* **DATA SHOWN**:
-=-=-

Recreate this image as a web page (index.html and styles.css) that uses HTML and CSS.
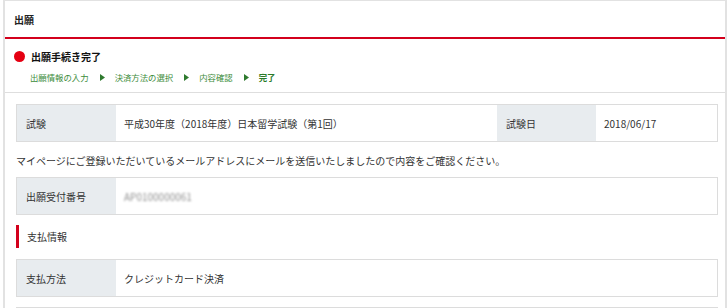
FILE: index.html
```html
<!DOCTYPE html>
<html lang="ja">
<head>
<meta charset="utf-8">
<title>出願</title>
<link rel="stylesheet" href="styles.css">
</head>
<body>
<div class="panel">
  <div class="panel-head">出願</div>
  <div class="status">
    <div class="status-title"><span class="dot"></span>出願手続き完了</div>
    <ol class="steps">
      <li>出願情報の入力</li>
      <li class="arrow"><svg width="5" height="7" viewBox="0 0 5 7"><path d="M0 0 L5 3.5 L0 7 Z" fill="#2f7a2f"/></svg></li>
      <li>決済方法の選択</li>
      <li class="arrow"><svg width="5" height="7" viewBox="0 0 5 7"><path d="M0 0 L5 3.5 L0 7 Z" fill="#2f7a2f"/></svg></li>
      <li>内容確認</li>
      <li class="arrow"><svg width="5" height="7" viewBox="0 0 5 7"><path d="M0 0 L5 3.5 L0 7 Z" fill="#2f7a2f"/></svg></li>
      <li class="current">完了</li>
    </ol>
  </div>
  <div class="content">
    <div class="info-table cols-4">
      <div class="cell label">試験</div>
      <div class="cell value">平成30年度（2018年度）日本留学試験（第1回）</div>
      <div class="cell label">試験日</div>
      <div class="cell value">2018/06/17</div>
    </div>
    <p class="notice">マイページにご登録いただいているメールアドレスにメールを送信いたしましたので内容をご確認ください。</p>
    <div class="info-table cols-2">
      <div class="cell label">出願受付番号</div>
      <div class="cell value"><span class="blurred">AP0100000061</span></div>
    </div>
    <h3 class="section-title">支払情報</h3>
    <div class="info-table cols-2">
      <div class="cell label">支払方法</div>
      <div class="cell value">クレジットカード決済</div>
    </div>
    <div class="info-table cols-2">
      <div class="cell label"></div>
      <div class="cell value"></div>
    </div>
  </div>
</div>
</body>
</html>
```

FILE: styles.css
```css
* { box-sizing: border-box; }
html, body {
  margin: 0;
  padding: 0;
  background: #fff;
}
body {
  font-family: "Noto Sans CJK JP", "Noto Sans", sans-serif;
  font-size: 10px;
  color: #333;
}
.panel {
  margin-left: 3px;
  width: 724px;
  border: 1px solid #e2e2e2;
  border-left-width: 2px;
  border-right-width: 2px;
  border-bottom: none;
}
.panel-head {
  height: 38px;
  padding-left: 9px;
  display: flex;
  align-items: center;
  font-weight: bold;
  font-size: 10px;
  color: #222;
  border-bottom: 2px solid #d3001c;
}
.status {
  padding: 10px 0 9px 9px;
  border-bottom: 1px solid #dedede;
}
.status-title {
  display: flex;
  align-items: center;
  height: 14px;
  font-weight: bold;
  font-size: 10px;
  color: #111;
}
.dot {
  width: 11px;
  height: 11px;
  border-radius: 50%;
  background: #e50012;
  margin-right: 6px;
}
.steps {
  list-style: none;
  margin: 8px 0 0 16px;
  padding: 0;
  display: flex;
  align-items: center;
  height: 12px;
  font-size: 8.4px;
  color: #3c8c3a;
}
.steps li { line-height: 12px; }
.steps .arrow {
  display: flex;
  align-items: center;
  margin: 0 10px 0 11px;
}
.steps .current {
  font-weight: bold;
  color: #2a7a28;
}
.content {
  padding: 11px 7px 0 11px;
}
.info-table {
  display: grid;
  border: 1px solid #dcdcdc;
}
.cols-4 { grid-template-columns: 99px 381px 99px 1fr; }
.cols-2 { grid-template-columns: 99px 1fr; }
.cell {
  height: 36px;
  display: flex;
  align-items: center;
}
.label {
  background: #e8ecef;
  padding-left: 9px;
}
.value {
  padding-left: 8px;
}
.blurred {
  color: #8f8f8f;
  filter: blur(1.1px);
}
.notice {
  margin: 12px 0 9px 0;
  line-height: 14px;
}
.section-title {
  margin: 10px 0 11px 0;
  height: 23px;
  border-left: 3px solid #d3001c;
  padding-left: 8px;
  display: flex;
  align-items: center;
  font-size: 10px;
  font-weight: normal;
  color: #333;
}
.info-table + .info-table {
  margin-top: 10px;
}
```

-=-=-

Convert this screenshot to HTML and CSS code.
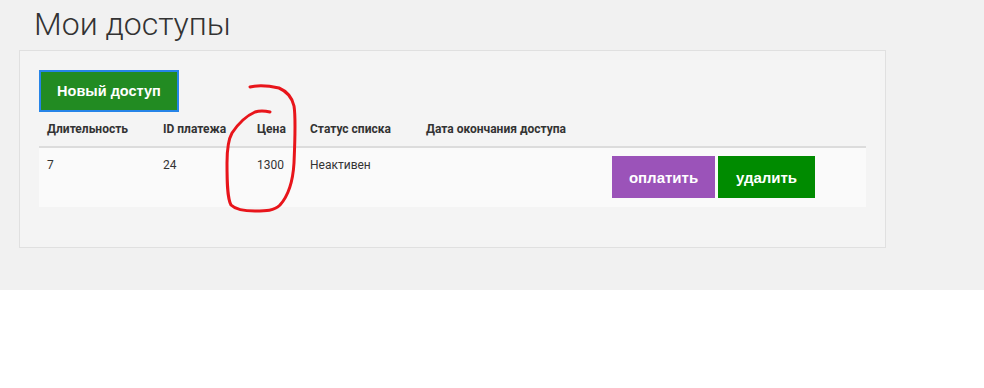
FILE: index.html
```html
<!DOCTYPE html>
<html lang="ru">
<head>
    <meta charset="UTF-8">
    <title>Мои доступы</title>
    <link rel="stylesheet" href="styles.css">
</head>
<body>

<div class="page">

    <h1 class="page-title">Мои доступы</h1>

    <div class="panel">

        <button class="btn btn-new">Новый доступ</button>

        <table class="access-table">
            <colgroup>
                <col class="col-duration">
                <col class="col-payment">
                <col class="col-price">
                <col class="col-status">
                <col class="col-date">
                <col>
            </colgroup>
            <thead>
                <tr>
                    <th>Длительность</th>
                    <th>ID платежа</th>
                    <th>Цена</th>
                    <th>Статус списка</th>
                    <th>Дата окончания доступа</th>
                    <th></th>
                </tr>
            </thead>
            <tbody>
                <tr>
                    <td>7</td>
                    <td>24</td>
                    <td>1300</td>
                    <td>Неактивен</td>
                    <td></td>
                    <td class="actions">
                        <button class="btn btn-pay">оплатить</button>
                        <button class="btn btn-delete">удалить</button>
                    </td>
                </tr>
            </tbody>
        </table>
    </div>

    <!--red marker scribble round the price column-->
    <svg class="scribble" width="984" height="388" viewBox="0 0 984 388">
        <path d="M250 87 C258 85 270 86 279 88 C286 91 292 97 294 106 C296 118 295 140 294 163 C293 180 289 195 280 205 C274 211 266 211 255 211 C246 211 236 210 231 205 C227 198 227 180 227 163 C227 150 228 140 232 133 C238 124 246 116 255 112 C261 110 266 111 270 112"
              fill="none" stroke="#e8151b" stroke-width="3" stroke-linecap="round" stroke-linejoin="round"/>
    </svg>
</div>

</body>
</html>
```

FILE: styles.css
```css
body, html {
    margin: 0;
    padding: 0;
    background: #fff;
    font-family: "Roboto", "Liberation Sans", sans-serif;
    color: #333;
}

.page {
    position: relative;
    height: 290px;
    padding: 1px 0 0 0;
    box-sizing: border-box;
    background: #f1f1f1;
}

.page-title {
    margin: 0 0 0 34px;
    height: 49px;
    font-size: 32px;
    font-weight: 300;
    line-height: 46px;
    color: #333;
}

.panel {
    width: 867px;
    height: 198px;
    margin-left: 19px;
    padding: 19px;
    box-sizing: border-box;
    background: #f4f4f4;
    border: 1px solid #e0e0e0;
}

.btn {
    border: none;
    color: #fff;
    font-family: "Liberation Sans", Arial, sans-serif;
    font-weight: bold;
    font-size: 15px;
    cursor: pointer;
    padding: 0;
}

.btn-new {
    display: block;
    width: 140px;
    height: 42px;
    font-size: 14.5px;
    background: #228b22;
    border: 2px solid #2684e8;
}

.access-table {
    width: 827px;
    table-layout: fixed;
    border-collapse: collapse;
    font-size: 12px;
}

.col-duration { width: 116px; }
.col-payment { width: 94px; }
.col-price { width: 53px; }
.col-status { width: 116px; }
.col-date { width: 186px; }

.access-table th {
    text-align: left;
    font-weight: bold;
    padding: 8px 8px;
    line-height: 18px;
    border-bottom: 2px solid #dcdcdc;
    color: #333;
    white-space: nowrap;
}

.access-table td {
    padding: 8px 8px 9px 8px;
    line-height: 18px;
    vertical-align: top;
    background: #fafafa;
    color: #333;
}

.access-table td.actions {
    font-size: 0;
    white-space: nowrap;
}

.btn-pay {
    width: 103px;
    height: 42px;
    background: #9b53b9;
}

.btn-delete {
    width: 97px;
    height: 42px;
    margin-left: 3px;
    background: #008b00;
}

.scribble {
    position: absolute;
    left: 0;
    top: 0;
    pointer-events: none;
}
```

-=-=-

* **INSTRUCTIONS TO FOLLOW**: Search the data above for the string "page" and copy each line that has it.

* **REPLY**:
Recreate this image as a web page (index.html and styles.css) that uses HTML and CSS.
<div class="page">
    <h1 class="page-title">Мои доступы</h1>
.page {
.page-title {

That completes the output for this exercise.